━━━ GIVEN DATA ━━━
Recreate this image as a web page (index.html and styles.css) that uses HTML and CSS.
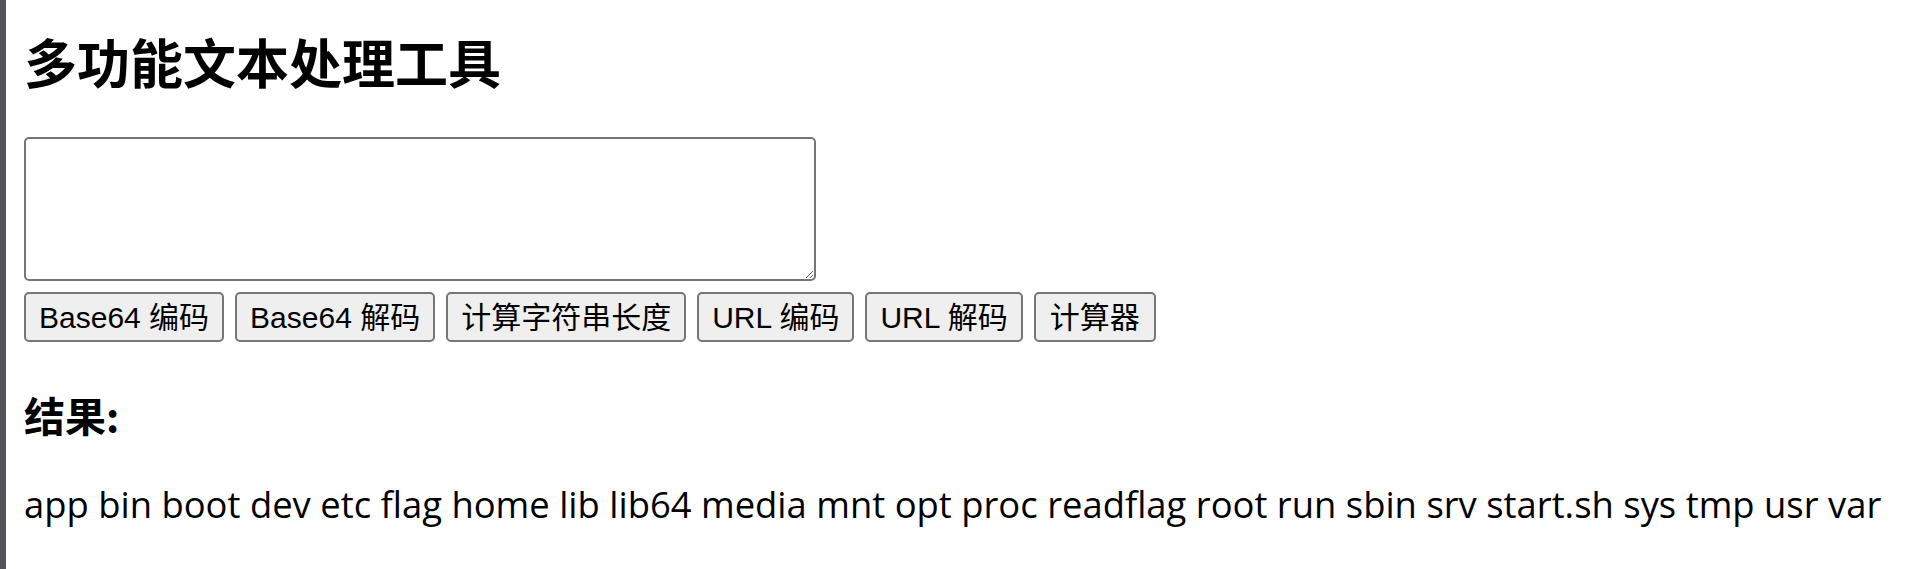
FILE: index.html
```html
<!DOCTYPE html>
<html lang="zh-CN">
<head>
<meta charset="utf-8">
<title>多功能文本处理工具</title>
<link rel="stylesheet" href="styles.css">
</head>
<body>
<div class="page">
  <h1 class="title">多功能文本处理工具</h1>
  <textarea class="input"></textarea>
  <div class="actions">
    <button class="btn">Base64 编码</button>
    <button class="btn">Base64 解码</button>
    <button class="btn">计算字符串长度</button>
    <button class="btn">URL 编码</button>
    <button class="btn">URL 解码</button>
    <button class="btn">计算器</button>
  </div>
  <h3 class="result-title">结果:</h3>
  <p class="result">app bin boot dev etc flag home lib lib64 media mnt opt proc readflag root run sbin srv start.sh sys tmp usr var</p>
</div>
</body>
</html>
```

FILE: styles.css
```css
html, body {
  margin: 0;
  padding: 0;
  background: #ffffff;
}

.page {
  box-sizing: border-box;
  min-height: 569px;
  border-left: 6px solid #515359;
  padding: 0 0 0 18px;
  color: #000000;
  display: flex;
  flex-direction: column;
  align-items: flex-start;
}

.title {
  margin: 0;
  padding-top: 31px;
  font: 700 53px/60px "Noto Sans CJK SC", sans-serif;
}

.input {
  display: block;
  box-sizing: border-box;
  width: 792px;
  height: 144px;
  margin: 46px 0 0 0;
  border: 2px solid #767676;
  border-radius: 5px;
  background: #ffffff;
  font: 30px "Liberation Mono", monospace;
}

.actions {
  display: flex;
  gap: 11px;
  margin-top: 11px;
}

.btn {
  box-sizing: border-box;
  height: 50px;
  padding: 2px 13px 0;
  margin: 0;
  border: 2px solid #767676;
  border-radius: 5px;
  background: #efefef;
  color: #000000;
  font: 30px/1 "Liberation Sans", "Noto Sans CJK SC", sans-serif;
}

.btn:last-child {
  padding: 2px 14px 0;
}

.result-title {
  margin: 51px 0 0 0;
  font: 700 41px/42px "Noto Sans CJK SC", sans-serif;
}

.result {
  margin: 51px 0 0 0;
  font: 36.4px/36px "Open Sans", "Noto Sans CJK SC", sans-serif;
  white-space: nowrap;
}
```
━━━
◆ SHORT PROBLEM ◆
Return each line of the listing that holds the string "styles".

◆ THE SOLUTION ◆
Recreate this image as a web page (index.html and styles.css) that uses HTML and CSS.
<link rel="stylesheet" href="styles.css">
FILE: styles.css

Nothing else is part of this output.